Subject: Re: user profiling improvements
To: Ethan Solomita <ethan@geocast.com>
From: Eduardo Horvath <eeh@turbolinux.com>
List: tech-kern
Date: 08/11/2000 09:13:28
On Thu, 10 Aug 2000, Ethan Solomita wrote:
> Here's the problem I'm trying to overcome: a user profile today works
> by having statclock() be called periodically from clock interrupt, and
> if the frame's PC is in user land, then it increments the appropriate
> bucket in the user's profile counts. In the event that the user process
> made a system call, and the clock interrupt comes in during the system
> call, or if the clock interrupt interrupts some other interrupt, the
> frame that gets passed to statclock() contains the kernel's PC, and thus
> no profiling information is computed.
Hm. Arguably it would make sense to reimplement this using cycle counters
where possible rather than sampling.
> This has a major limitation, in that all system calls appear to take
> zero time.
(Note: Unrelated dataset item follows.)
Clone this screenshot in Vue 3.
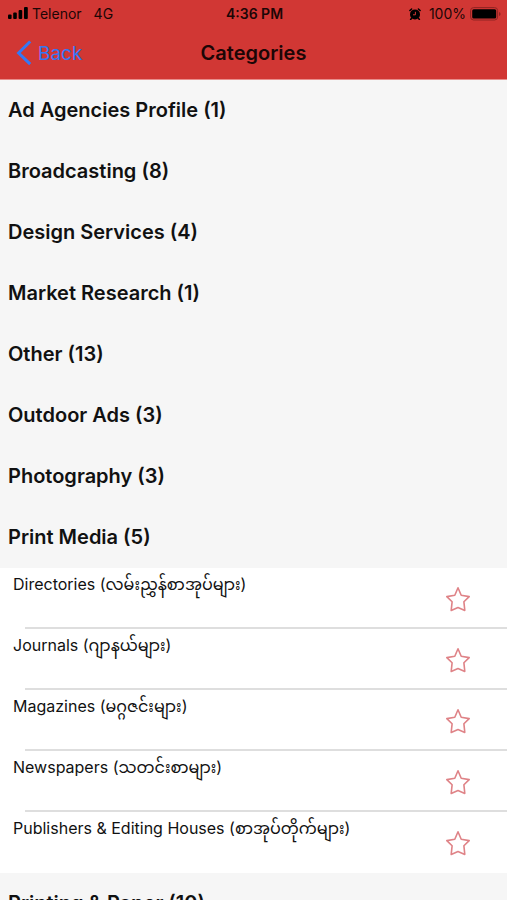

For cpu-bound apps this isn't so bad, however it's nearly
> useless for I/O-bound apps. I want the kernel to do two extra things:
>
> 1. In statclock(), if the frame's PC points into kernel space, extract
> the user's last PC before entering the kernel and increment the bucket
> for that PC.
>
> 2. Count time spent sleeping, waiting to be woken up, against the user's
> last PC before entering the kernel and increment for the full time spent
> sleeping.
Why do you want to count time spent sleeping waiting for an event against
the process?
> The first item above solves the problem of "sys time", ie. time spent
> actively running in the kernel. The second item solves the problems of
> the process sleeping, eg. waiting for I/O to complete. If the app calls
> read(), I want the user profile to report the read() routine in libc as
> taking up all the time until the read completes.
Who do you charge the time spent servicing interrupts to? They may be
completely unrelated to any particular process.